Material costs hampering construction growth - RICS Survey
Material costs have been highlighted by 83% of respondents globally as a major factor hampering construction activity and pressures are set to intensify as supply chain bottlenecks amid strong demand continue to drive costs higher, according to the Global Construction Monitor RICS Survey.
Concerns over material costs jumped 17% over the last quarter, according to the survey, which also highlighted constraints over labour and finances. "Taken altogether, there appears to be several emerging headwinds for the sector to contend with and, if these were to continue to escalate, they may well begin take some of the steam out of the current global uplift," it states.
Simon Rubinsohn, Chief Economist at RICS, said around the globe, the feedback generally shows an improving trend in activity with infrastructure leading the way as government’s look to build a post-COVID economic recovery.
“Aside from COVID, the construction industry is also having to cope with rising material costs reflecting supply chain disruption around key commodities and also from shortages of labour as the sector tries to build capacity.
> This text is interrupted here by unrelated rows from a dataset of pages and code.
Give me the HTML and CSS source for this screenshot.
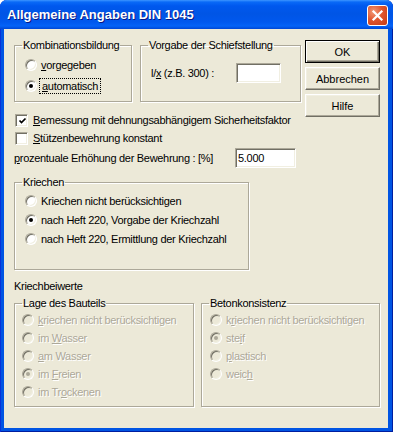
FILE: index.html
```html
<!DOCTYPE html>
<html lang="de">
<head>
    <meta charset="UTF-8">
    <meta name="viewport" content="width=device-width, initial-scale=1.0">
    <title>Allgemeine Angaben DIN 1045</title>
    <link rel="stylesheet" href="styles.css">
</head>
<body>
    <div class="window">
        <div class="titlebar">
            <span class="title">Allgemeine Angaben DIN 1045</span>
            <span class="close">
                <svg width="19" height="19" viewBox="0 0 19 19"><path d="M5.5 5.5l8 8M13.5 5.5l-8 8" stroke="#fff" stroke-width="2.2" stroke-linecap="square"/></svg>
            </span>
        </div>
        <div class="client">
            <div class="top-row">
                <fieldset class="group group-komb">
                    <legend>Kombinationsbildung</legend>
                    <div class="group-body">
                        <div class="opt"><span class="radio"></span><span><u>v</u>orgegeben</span></div>
                        <div class="opt"><span class="radio checked"></span><span class="focus"><u>a</u>utomatisch</span></div>
                    </div>
                </fieldset>
                <fieldset class="group group-schief">
                    <legend>Vorgabe der Schiefstellung</legend>
                    <div class="group-body field-row">
                        <span>l/<u>x</u> (z.B. 300) :</span>
                        <span class="edit edit-schief"></span>
                    </div>
                </fieldset>
                <div class="buttons">
                    <button class="btn btn-default">OK</button>
                    <button class="btn">Abbrechen</button>
                    <button class="btn">Hilfe</button>
                </div>
            </div>

            <div class="checks">
                <div class="check-row">
                    <span class="checkbox"><svg width="9" height="9" viewBox="0 0 9 9"><path d="M1.5 3.5l2 2 4-4" fill="none" stroke="#000" stroke-width="1.7"/></svg></span>
                    <span><u>B</u>emessung mit dehnungsabhängigem Sicherheitsfaktor</span>
                </div>
                <div class="check-row">
                    <span class="checkbox"></span>
                    <span><u>S</u>tützenbewehrung konstant</span>
                </div>
                <div class="percent-row">
                    <span class="percent-label"><u>p</u>rozentuale Erhöhung der Bewehrung : [%]</span>
                    <span class="edit edit-percent">5.000</span>
                </div>
            </div>

            <fieldset class="group group-kriechen">
                <legend>Kriechen</legend>
                <div class="group-body">
                    <div class="opt"><span class="radio"></span><span>Kriechen nicht berücksichtigen</span></div>
                    <div class="opt"><span class="radio checked"></span><span>nach Heft 220, Vorgabe der Kriechzahl</span></div>
                    <div class="opt"><span class="radio"></span><span>nach Heft 220, Ermittlung der Kriechzahl</span></div>
                </div>
            </fieldset>

            <div class="section-label">Kriechbeiwerte</div>

            <div class="bottom-row">
                <fieldset class="group group-lage">
                    <legend>Lage des Bauteils</legend>
                    <div class="group-body">
                        <div class="opt disabled"><span class="radio"></span><span><u>k</u>riechen nicht berücksichtigen</span></div>
                        <div class="opt disabled"><span class="radio"></span><span>im <u>W</u>asser</span></div>
                        <div class="opt disabled"><span class="radio"></span><span><u>a</u>m Wasser</span></div>
                        <div class="opt disabled"><span class="radio checked"></span><span>im <u>F</u>reien</span></div>
                        <div class="opt disabled"><span class="radio"></span><span>im Tr<u>o</u>ckenen</span></div>
                    </div>
                </fieldset>
                <fieldset class="group group-beton">
                    <legend>Betonkonsistenz</legend>
                    <div class="group-body">
                        <div class="opt disabled"><span class="radio"></span><span>k<u>r</u>iechen nicht berücksichtigen</span></div>
                        <div class="opt disabled"><span class="radio checked"></span><span>ste<u>i</u>f</span></div>
                        <div class="opt disabled"><span class="radio"></span><span><u>p</u>lastisch</span></div>
                        <div class="opt disabled"><span class="radio"></span><span>weic<u>h</u></span></div>
                    </div>
                </fieldset>
            </div>
        </div>
    </div>
</body>
</html>
```

FILE: styles.css
```css
html, body {
    margin: 0;
    padding: 0;
    background: #fff;
}
body {
    font-family: "Liberation Sans", Arial, sans-serif;
    font-size: 11px;
    color: #000;
}
.window {
    width: 393px;
    height: 432px;
    display: flex;
    flex-direction: column;
    background: #0054e3;
    border-radius: 7px 7px 0 0;
    box-shadow: inset 1px 0 0 #0831d9, inset -1px 0 0 #001ea0, inset 0 -1px 0 #001ea0;
    overflow: hidden;
}
.titlebar {
    height: 29px;
    flex: none;
    display: flex;
    padding: 0 5px 0 7px;
    background: linear-gradient(to bottom, #3d95ff 0, #0a6af7 2px, #0058ee 6px, #0055e5 14px, #0058ee 22px, #0463f7 26px, #0050e0 28px, #0046d5 29px);
}
.title {
    flex: 1;
    align-self: center;
    color: #fff;
    font-weight: bold;
    font-size: 13px;
    text-shadow: 1px 1px 0 #0a1883;
}
.close {
    width: 19px;
    height: 19px;
    margin-top: 5px;
    border: 1px solid #fff;
    border-radius: 3px;
    background: radial-gradient(circle at 30% 30%, #f29a78 0, #e0562f 45%, #c63a12 100%);
}
.close svg {
    display: block;
}
.client {
    flex: 1;
    margin: 0 5px 4px 4px;
    background: #ece9d8;
    padding: 10px 0 0 10px;
    display: flex;
    flex-direction: column;
    align-items: flex-start;
    letter-spacing: -0.3px;
}

/* group boxes */
.group {
    box-sizing: border-box;
    margin: 0;
    padding: 0;
    min-width: 0;
    border: 1px solid #aca899;
    box-shadow: inset 1px 1px 0 #fff, 1px 1px 0 #fff;
}
.group legend {
    margin-left: 7px;
    padding: 0 1px;
    line-height: 13px;
    white-space: nowrap;
}
.top-row {
    display: flex;
    align-items: flex-start;
    height: 63px;
}
.group-komb {
    width: 118px;
    height: 63px;
    margin-right: 8px;
}
.group-komb .group-body {
    padding: 2px 0 0 10px;
}
.group-komb .opt {
    height: 21px;
}
.group-schief {
    width: 161px;
    height: 63px;
}
.field-row {
    display: flex;
    align-items: center;
    justify-content: space-between;
    height: 20px;
    margin-top: 11px;
    padding: 0 19px 0 10px;
}
.buttons {
    display: flex;
    flex-direction: column;
    gap: 4px;
    margin: 1px 0 0 4px;
}

/* classic controls */
.btn {
    width: 75px;
    height: 23px;
    padding: 0;
    font: inherit;
    color: #000;
    background: #ece9d8;
    border: 1px solid;
    border-color: #fff #716f64 #716f64 #fff;
    box-shadow: inset -1px -1px 0 #aca899, inset 1px 1px 0 #f1efe2;
}
.btn-default {
    border-color: #000;
    box-shadow: inset 1px 1px 0 #fff, inset -1px -1px 0 #716f64, inset -2px -2px 0 #aca899;
}
.edit {
    box-sizing: border-box;
    display: block;
    height: 20px;
    padding: 3px 2px 0;
    background: #fff;
    border: 1px solid;
    border-color: #aca899 #fff #fff #aca899;
    box-shadow: inset 1px 1px 0 #716f64, inset -1px -1px 0 #f1efe2;
}
.edit-schief {
    width: 45px;
}
.edit-percent {
    width: 61px;
}
.opt {
    display: flex;
    align-items: center;
    gap: 4px;
}
.radio {
    box-sizing: border-box;
    width: 12px;
    height: 12px;
    flex: none;
    display: flex;
    align-items: center;
    justify-content: center;
    border-radius: 50%;
    background: #fff;
    border: 1px solid;
    border-color: #aca899 #fff #fff #aca899;
    box-shadow: inset 1px 1px 0 #716f64, inset -1px -1px 0 #f1efe2;
}
.radio.checked::after {
    content: "";
    width: 4px;
    height: 4px;
    border-radius: 50%;
    background: #000;
}
.focus {
    outline: 1px dotted #000;
    outline-offset: 1px;
    padding: 0 1px;
    line-height: 12px;
}
.checkbox {
    box-sizing: border-box;
    width: 13px;
    height: 13px;
    flex: none;
    padding: 2px;
    background: #fff;
    border: 1px solid;
    border-color: #aca899 #fff #fff #aca899;
    box-shadow: inset 1px 1px 0 #716f64, inset -1px -1px 0 #f1efe2;
}
.checkbox svg {
    display: block;
}
.disabled {
    color: #aca899;
    text-shadow: 1px 1px 0 #fff;
}
.disabled .radio {
    background: #ece9d8;
}
.disabled .radio.checked::after {
    background: #aca899;
}

/* middle part */
.checks {
    margin-top: 9px;
}
.check-row {
    display: flex;
    align-items: center;
    gap: 5px;
    height: 18px;
    padding-left: 1px;
}
.percent-row {
    display: flex;
    align-items: center;
    height: 20px;
    margin-top: 1px;
}
.percent-label {
    width: 221px;
}
.group-kriechen {
    width: 235px;
    height: 94px;
    margin-top: 8px;
}
.group-kriechen .group-body {
    padding: 2px 0 0 10px;
}
.group-kriechen .opt {
    height: 19px;
}
.section-label {
    margin-top: 10px;
    line-height: 13px;
}
.bottom-row {
    display: flex;
    gap: 7px;
    margin-top: 4px;
}
.group-lage,
.group-beton {
    height: 110px;
}
.group-lage {
    width: 180px;
}
.group-beton {
    width: 179px;
}
.group-lage .group-body {
    padding: 1px 0 0 7px;
}
.group-beton .group-body {
    padding: 1px 0 0 8px;
}
.group-lage .opt,
.group-beton .opt {
    height: 18px;
}
```
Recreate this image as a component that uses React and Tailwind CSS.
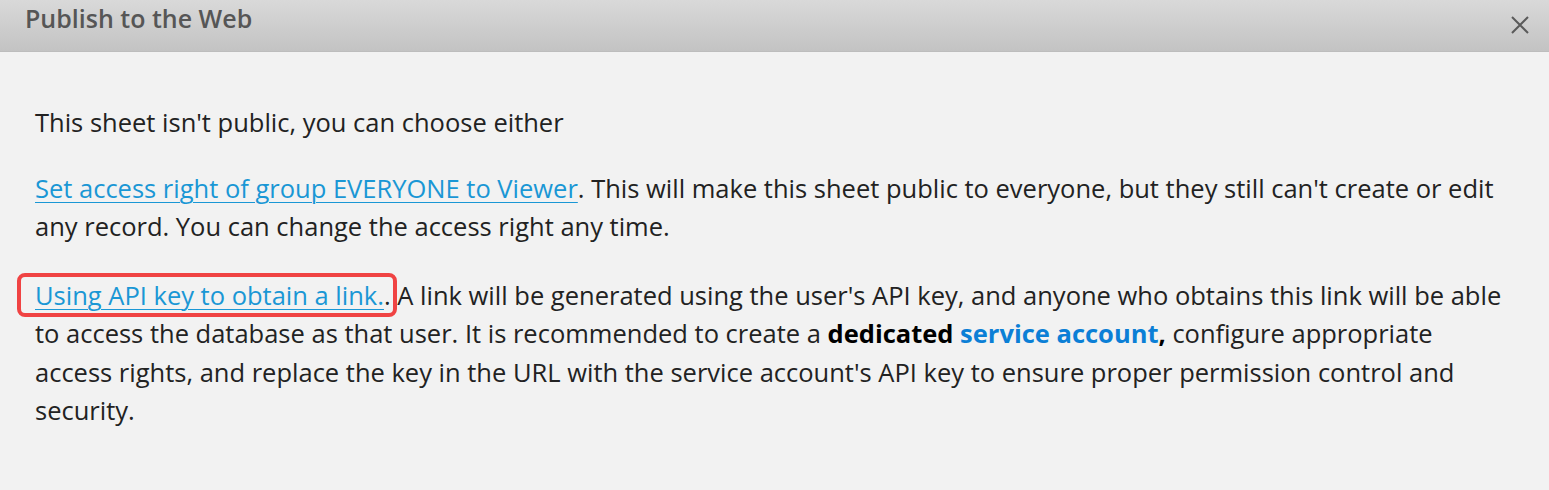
import React from "react";

export default function App() {
  return (
    <div
      className="w-[1549px] h-[490px] bg-[#f2f2f2] overflow-hidden"
      style={{ fontFamily: '"Open Sans", "Noto Sans", sans-serif' }}
    >
      <div className="h-[52px] flex items-center justify-between pl-[25px] pr-[18px] bg-gradient-to-b from-[#d9d9d9] to-[#c3c3c3] border-b border-[#bdbdbd]">
        <h1 className="text-[25px] font-semibold text-[#565656] -mt-[13px]">Publish to the Web</h1>
        <button className="-mt-[2px]">
          <svg width="22" height="22" viewBox="0 0 22 22" fill="none" stroke="#5a5a5a" strokeWidth="2">
            <path d="M3 3 L19 19 M19 3 L3 19" />
          </svg>
        </button>
      </div>

      <div className="pl-[35px] pr-[40px] pt-[51px] text-[25.5px] leading-[38.5px] text-[#222]">
        <p>This sheet isn't public, you can choose either</p>

        <p className="mt-[27px]">
          <a href="#" className="text-[#1a97d5] underline underline-offset-[4px] decoration-1">
            Set access right of group EVERYONE to Viewer
          </a>
          . This will make this sheet public to everyone, but they still can't create or edit any record. You can change the access right any time.
        </p>

        <p className="mt-[30px]">
          <span className="relative">
            <span className="absolute -left-[18px] -right-[6px] -top-[5px] -bottom-[5px] border-[4px] border-[#f04343] rounded-[8px]"></span>
            <a href="#" className="text-[#1a97d5] underline underline-offset-[4px] decoration-1">
              Using API key to obtain a link.
            </a>
            .
          </span>{" "}
          A link will be generated using the user's API key, and anyone who obtains this link will be able to access the database as that user. It is recommended to create a{" "}
          <b className="font-bold text-black">dedicated</b>{" "}
          <b className="font-bold text-[#0b7fd6]">service account</b>
          <b className="font-bold text-black">,</b> configure appropriate access rights, and replace the key in the URL with the service account's API key to ensure proper permission control and security.
        </p>
      </div>
    </div>
  );
}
Against this backdrop, construction costs are seen as likely to continue to rise strongly over the next twelve months suggesting that any recovery in profitability in the near term is likely to be hard fought.”
Overall construction cost forecasts are most elevated in the Americas, at 9%, compared with all other regions (global average forecasts sit at 7%), while material and labour shortages are being felt acutely in APAC, where the current condition indicator for profit margins remains deeply negative (-49%).
The flipside for the USA is it is one of the few countries - along with Portugal, the Netherlands and Saudi Arabia - which is seeing "significant growth in workloads" within all market segments.
In Europe, private residential and infrastructure workload expectations are strengthening across the continent, with 54% of respondents reporting an increase in private residential workloads (33% net balance previously) and infrastructure up markedly (39% compared with+7% previously).
In MEA, headline sentiment improved marginally although conditions are still mixed across the region and financial constraints were the most widely highlighted issue (85% of respondents reporting this to be a problem compared with 67% worldwide).
Other encouraging signs are an anticipated rise in employment with a net balance of 27% of respondents now foreseeing headcounts improving in the year ahead, up from 18% in the previous report, with UK, New Zealand and the Netherlands leading the way. In the UK, 38% more respondents reported a rise in workloads compared with the preceding three months.